Omit all images. Write out the rest of the material exactly.

- [Collected material]
• • • •

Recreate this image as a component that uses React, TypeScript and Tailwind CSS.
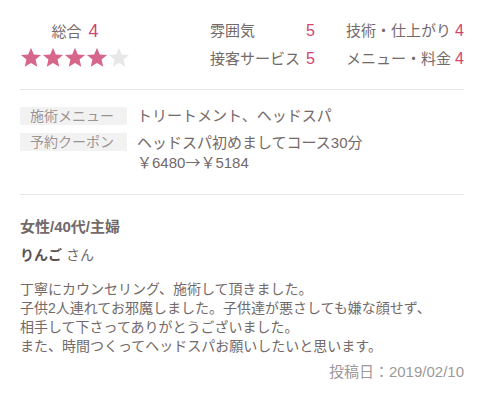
const FONT = { fontFamily: '"Liberation Sans", "Noto Sans CJK JP", "Noto Sans", sans-serif' };

function Star({ on }: { on: boolean }) {
  return (
    <svg width="22" height="21" viewBox="0 0 24 23" className="block">
      <polygon
        points="12,0.8 15.1,8.1 23,8.7 17,13.8 18.9,21.6 12,17.4 5.1,21.6 7,13.8 1,8.7 8.9,8.1"
        fill={on ? "#d6678b" : "#e8e8e8"}
      />
    </svg>
  );
}

const ratings = [
  { label: "雰囲気", value: 5 },
  { label: "技術・仕上がり", value: 4 },
  { label: "接客サービス", value: 5 },
  { label: "メニュー・料金", value: 4 },
];

export default function App() {
  return (
    <div className="w-[485px] h-[400px] bg-white text-[#736969]" style={FONT}>
      <div className="pl-5 pr-[21px]">
        {/* Score summary */}
        <div className="flex pt-[20px] pb-[20px] border-b border-[#e6e6e6]">
          <div className="w-[110px] flex flex-col items-center">
            <div className="h-[22px] flex items-center gap-[7px] text-[15px] leading-none">
              <span>総合</span>
              <span className="text-[#d2436f] text-[18px]">4</span>
            </div>
            <div className="flex mt-[5px]">
              {[0, 1, 2, 3, 4].map((i) => (
                <Star key={i} on={i < 4} />
              ))}
            </div>
          </div>
          <div className="ml-[80px] grid grid-cols-[96px_40px_109px_auto] gap-y-[7px] text-[15px] leading-[21px]">
            {ratings.map((r) => (
              <div key={r.label} className="contents">
                <span>{r.label}</span>
                <span className="text-[#d2436f] text-[16px]">{r.value}</span>
              </div>
            ))}
          </div>
        </div>

        {/* Menu & coupon */}
        <div className="pt-[17px] pb-[22px] border-b border-[#e6e6e6] flex flex-col gap-[8px]">
          <div className="flex items-start gap-[10px]">
            <span className="w-[107px] h-[18px] pl-[10px] bg-[#f3f2f2] text-[14px] leading-[18px] text-[#9b9494] shrink-0">施術メニュー</span>
            <span className="text-[15px] leading-[19px] -mt-[1px]">トリートメント、ヘッドスパ</span>
          </div>
          <div className="flex items-start gap-[10px]">
            <span className="w-[107px] h-[18px] pl-[10px] bg-[#f3f2f2] text-[14px] leading-[18px] text-[#9b9494] shrink-0">予約クーポン</span>
            <div className="text-[15px] leading-[19px]">
              <div>ヘッドスパ初めましてコース30分</div>
              <div>
                ￥6480<span className="font-['Noto_Sans_CJK_JP']">→</span>￥5184
              </div>
            </div>
          </div>
        </div>

        {/* Review */}
        <div className="pt-[22px]">
          <p className="text-[15px] leading-[20px] font-bold">女性/40代/主婦</p>
          <p className="mt-[8px] text-[14px] leading-[20px]">
            <span className="font-bold text-[#5a5050]">りんご</span> さん
          </p>
          <p className="mt-[15px] text-[14px] leading-[19px]">
            丁寧にカウンセリング、施術して頂きました。
            <br />
            子供2人連れてお邪魔しました。子供達が悪さしても嫌な顔せず、
            <br />
            相手して下さってありがとうございました。
            <br />
            また、時間つくってヘッドスパお願いしたいと思います。
          </p>
          <p className="mt-[6px] text-right text-[15px] leading-[20px] text-[#9e9999]">投稿日：2019/02/10</p>
        </div>
      </div>
    </div>
  );
}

• • • •

- [Full solution]
Recreate this image as a component that uses React, TypeScript and Tailwind CSS.
const FONT = { fontFamily: '"Liberation Sans", "Noto Sans CJK JP", "Noto Sans", sans-serif' };

function Star({ on }: { on: boolean }) {
  return (
    <svg width="22" height="21" viewBox="0 0 24 23" className="block">
      <polygon
        points="12,0.8 15.1,8.1 23,8.7 17,13.8 18.9,21.6 12,17.4 5.1,21.6 7,13.8 1,8.7 8.9,8.1"
        fill={on ? "#d6678b" : "#e8e8e8"}
      />
    </svg>
  );
}

const ratings = [
  { label: "雰囲気", value: 5 },
  { label: "技術・仕上がり", value: 4 },
  { label: "接客サービス", value: 5 },
  { label: "メニュー・料金", value: 4 },
];

export default function App() {
  return (
    <div className="w-[485px] h-[400px] bg-white text-[#736969]" style={FONT}>
      <div className="pl-5 pr-[21px]">
        {/* Score summary */}
        <div className="flex pt-[20px] pb-[20px] border-b border-[#e6e6e6]">
          <div className="w-[110px] flex flex-col items-center">
            <div className="h-[22px] flex items-center gap-[7px] text-[15px] leading-none">
              <span>総合</span>
              <span className="text-[#d2436f] text-[18px]">4</span>
            </div>
            <div className="flex mt-[5px]">
              {[0, 1, 2, 3, 4].map((i) => (
                <Star key={i} on={i < 4} />
              ))}
            </div>
          </div>
          <div className="ml-[80px] grid grid-cols-[96px_40px_109px_auto] gap-y-[7px] text-[15px] leading-[21px]">
            {ratings.map((r) => (
              <div key={r.label} className="contents">
                <span>{r.label}</span>
                <span className="text-[#d2436f] text-[16px]">{r.value}</span>
              </div>
            ))}
          </div>
        </div>

        {/* Menu & coupon */}
        <div className="pt-[17px] pb-[22px] border-b border-[#e6e6e6] flex flex-col gap-[8px]">
          <div className="flex items-start gap-[10px]">
            <span className="w-[107px] h-[18px] pl-[10px] bg-[#f3f2f2] text-[14px] leading-[18px] text-[#9b9494] shrink-0">施術メニュー</span>
            <span className="text-[15px] leading-[19px] -mt-[1px]">トリートメント、ヘッドスパ</span>
          </div>
          <div className="flex items-start gap-[10px]">
            <span className="w-[107px] h-[18px] pl-[10px] bg-[#f3f2f2] text-[14px] leading-[18px] text-[#9b9494] shrink-0">予約クーポン</span>
            <div className="text-[15px] leading-[19px]">
              <div>ヘッドスパ初めましてコース30分</div>
              <div>
                ￥6480<span className="font-['Noto_Sans_CJK_JP']">→</span>￥5184
              </div>
            </div>
          </div>
        </div>

        {/* Review */}
        <div className="pt-[22px]">
          <p className="text-[15px] leading-[20px] font-bold">女性/40代/主婦</p>
          <p className="mt-[8px] text-[14px] leading-[20px]">
            <span className="font-bold text-[#5a5050]">りんご</span> さん
          </p>
          <p className="mt-[15px] text-[14px] leading-[19px]">
            丁寧にカウンセリング、施術して頂きました。
            <br />
            子供2人連れてお邪魔しました。子供達が悪さしても嫌な顔せず、
            <br />
            相手して下さってありがとうございました。
            <br />
            また、時間つくってヘッドスパお願いしたいと思います。
          </p>
          <p className="mt-[6px] text-right text-[15px] leading-[20px] text-[#9e9999]">投稿日：2019/02/10</p>
        </div>
      </div>
    </div>
  );
}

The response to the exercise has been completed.